I started to understand that my family still loved me, even if I gained weight over the holidays.  I learned that people don’t really care about how tall I am.  I learned that people think about me and my appearance a lot less than I think they do.  It helped me to relax, and finally be me.  I hadn’t been me in nearly 15 years.  I became nicer, more understanding, compassionate and less judgmental of others.  Eventually I became happy.  Today I am happier, and more at peace, than I ever thought I could be 10 years ago.  True happiness and acceptance of oneself is something I am thankful for every day.
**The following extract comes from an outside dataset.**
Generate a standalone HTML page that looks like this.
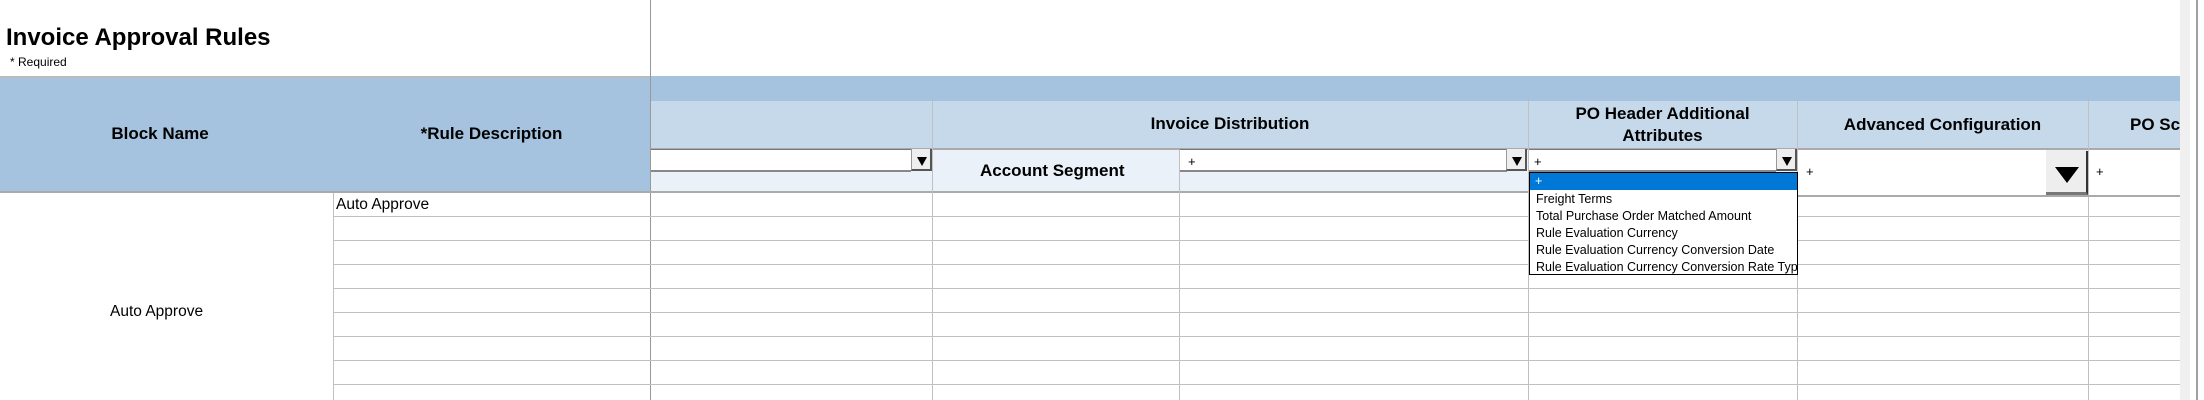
<!DOCTYPE html>
<html><head><meta charset="utf-8"><style>
*{margin:0;padding:0;box-sizing:border-box}
body{width:2204px;height:400px;overflow:hidden;background:#fff;font-family:"Liberation Sans",sans-serif;position:relative;color:#000}
div{position:absolute}
.b{font-weight:bold;font-size:17px;text-align:center}
.vl{width:1px;background:#c0c0c0}
.hl{height:1px;background:#c0c0c0}
.dd{background:#fff;border-top:1px solid #777;border-bottom:2px solid #888;height:23px;font-size:13px;padding:4px 0 0 8px}
.ar{width:21px;height:22px;background:#eee;border-left:1px solid #999;border-right:2px solid #555;border-bottom:2px solid #555}
.ar:after{content:"";position:absolute;left:5px;top:8px;border-left:5px solid transparent;border-right:5px solid transparent;border-top:9px solid #000}
.it{left:6px;font-size:12.5px;white-space:nowrap}
</style></head><body>
<div style="left:6px;top:24px;font-size:24px;font-weight:bold">Invoice Approval Rules</div>
<div style="left:10px;top:55px;font-size:12px">* Required</div>
<div class="vl" style="left:650px;top:0;height:400px;background:#999"></div>

<div style="left:0;top:76px;width:650px;height:116px;background:#a5c2de;border-top:2px solid #bbb"></div>
<div class="b" style="left:0;top:124px;width:320px">Block Name</div>
<div class="b" style="left:333px;top:124px;width:317px">*Rule Description</div>

<div style="left:651px;top:76px;width:1529px;height:25px;background:#a5c2de"></div>
<div style="left:651px;top:101px;width:1529px;height:47px;background:#c5d9ea"></div>
<div style="left:651px;top:148px;width:1529px;height:2px;background:#aaa"></div>
<div style="left:651px;top:150px;width:1529px;height:42px;background:#eaf1f8"></div>
<div style="left:0;top:191px;width:2180px;height:2px;background:#aaa"></div>

<div class="vl" style="left:932px;top:101px;height:299px"></div>
<div class="vl" style="left:1179px;top:150px;height:250px"></div>
<div class="vl" style="left:1528px;top:101px;height:299px"></div>
<div class="vl" style="left:1797px;top:101px;height:299px"></div>
<div class="vl" style="left:2088px;top:101px;height:299px"></div>
<div class="vl" style="left:333px;top:193px;height:207px"></div>

<div class="b" style="left:932px;top:114px;width:596px">Invoice Distribution</div>
<div class="b" style="left:1528px;top:103px;width:269px;line-height:22px">PO Header Additional<br>Attributes</div>
<div class="b" style="left:1797px;top:115px;width:291px">Advanced Configuration</div>
<div class="b" style="left:2096px;top:115px;text-align:left;width:84px;overflow:hidden;white-space:nowrap;padding-left:34px">PO Sc</div>
<div class="b" style="left:980px;top:161px;text-align:left">Account Segment</div>

<div class="dd" style="left:651px;top:149px;width:260px"></div>
<div class="ar" style="left:911px;top:149px"></div>
<div class="dd" style="left:1180px;top:149px;width:327px">+</div>
<div class="ar" style="left:1506px;top:149px"></div>
<div class="dd" style="left:1529px;top:149px;width:247px;padding-left:5px">+</div>
<div class="ar" style="left:1776px;top:149px"></div>

<div style="left:1798px;top:150px;width:248px;height:44px;background:#fff"></div>
<div style="left:1806px;top:164px;font-size:13px">+</div>
<div style="left:2046px;top:151px;width:42px;height:44px;background:#eee;border-right:2px solid #333;border-bottom:3px solid #777"></div>
<div style="left:2055px;top:167px;border-left:12px solid transparent;border-right:12px solid transparent;border-top:16px solid #000"></div>
<div style="left:2089px;top:150px;width:91px;height:44px;background:#fff"></div>
<div style="left:2096px;top:164px;font-size:13px">+</div>
<div style="left:1797px;top:195px;width:383px;height:2px;background:#aaa"></div>

<div class="hl" style="left:333px;top:216px;width:1847px"></div>
<div class="hl" style="left:333px;top:240px;width:1847px"></div>
<div class="hl" style="left:333px;top:264px;width:1847px"></div>
<div class="hl" style="left:333px;top:288px;width:1847px"></div>
<div class="hl" style="left:333px;top:312px;width:1847px"></div>
<div class="hl" style="left:333px;top:336px;width:1847px"></div>
<div class="hl" style="left:333px;top:360px;width:1847px"></div>
<div class="hl" style="left:333px;top:384px;width:1847px"></div>

<div style="left:336px;top:196px;font-size:15.5px">Auto Approve</div>
<div style="left:110px;top:303px;font-size:15.5px">Auto Approve</div>

<div style="left:1529px;top:172px;width:269px;height:103px;background:#fff;border:1px solid #000;overflow:hidden">
<div style="left:0;top:0;width:267px;height:17px;background:#0078d7"></div>
<div class="it" style="top:1px;color:#fff;left:5px">+</div>
<div class="it" style="top:19px">Freight Terms</div>
<div class="it" style="top:36px">Total Purchase Order Matched Amount</div>
<div class="it" style="top:53px">Rule Evaluation Currency</div>
<div class="it" style="top:70px">Rule Evaluation Currency Conversion Date</div>
<div class="it" style="top:87px">Rule Evaluation Currency Conversion Rate Type</div>
</div>

<div style="left:2180px;top:0;width:24px;height:400px;background:#fff"></div>
<div style="left:2180px;top:0;width:10px;height:400px;background:#f0f0f0"></div>
<div style="left:2196px;top:0;width:2px;height:400px;background:#a0a0a0"></div>
</body></html>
So why share this?  I know I am not the only person that has struggled with this.  As a therapist now I get to pay it forward by helping others fight the negative cycle of self-hate.  As a style blogger I put myself out there for people to either judge or appreciate and I can do it without fear or some false bravado.  I love myself and some days I even love my body too.  If you are struggling with this, please know that there are trained professionals who have dedicated their careers to helping you feel good again. 



Thanks everybody!

     -Kinsey

2 comments:

Frannie Pantz said...

OMG. Ok. So I just started crying at work. I can absolutely relate to this. I have done a couple of posts on this issue because I had very similar issues with my body. In fact, I STILL have A LOT of issues with my body, especially after having a baby last year and being unable to lose the last 15 pounds. I have been (and still kind of wonder) convinced that people stopped visiting my blog because I am not "skinny" like I was. I have seriously considered very unhealthy alternatives to getting back to my old size including wanting to get the stomach flu because the last time that I did I lost 5 pounds. You hit the nail on the head here and I thank you so much for sharing this. For the record, I never thought anything was wrong with your nose and I think you are a very BEAUTIFUL young lady. I love your style and your beautiful red hair and your cute little dog. Keep up EVERYTHING.

K said...

Thank you so much for sharing this part of your life with your readers! I've certainly been through my fair share of self hatred and it took me a long time and a decent amount of therapy to really start to value myself as a person. I think there is as much need to share the benefits of therapy as there is need to promote self love because there is still such a stigma attached the therapy. I felt so ashamed that I needed help to "get better" at first and I didn't tell people. Now I know how valuable it was for me and how much it would really benefit others.
Despite the help I received, I'm currently at my heaviest weight and I have to very purposefully tell myself I am not disgusting when I look in the mirror. Thankfully I am at a positive place mentally where I can recognize the negative self talk and make a point of being positive to myself. Thanks to my past I know that I am loved and valuable despite my weight or size. It's still hard to not be happy with what I see in the mirror right now but I am able to remind myself that I'm working on it and I'm doing it in a smart and healthy way by focusing on small healthy changes in my everyday life to create a lifestyle change and not just crash diet or crash and burn from going too hard too fast, which I have done before.
Anyway, thank you for sharing this. You are awesome and impressive in addition to being a knockout! Like Frannie said, keep up everything!!

Side note: apologies if this is a double post. I had crafted a comment I was very happy with and when I went to post it, I signed into my google account to post and it erased my whole comment! So maybe there's 2 comments from me and maybe this one is more scattered and crazy than the first or maybe there's just this one haha either way, I'm grateful you're doing what you do.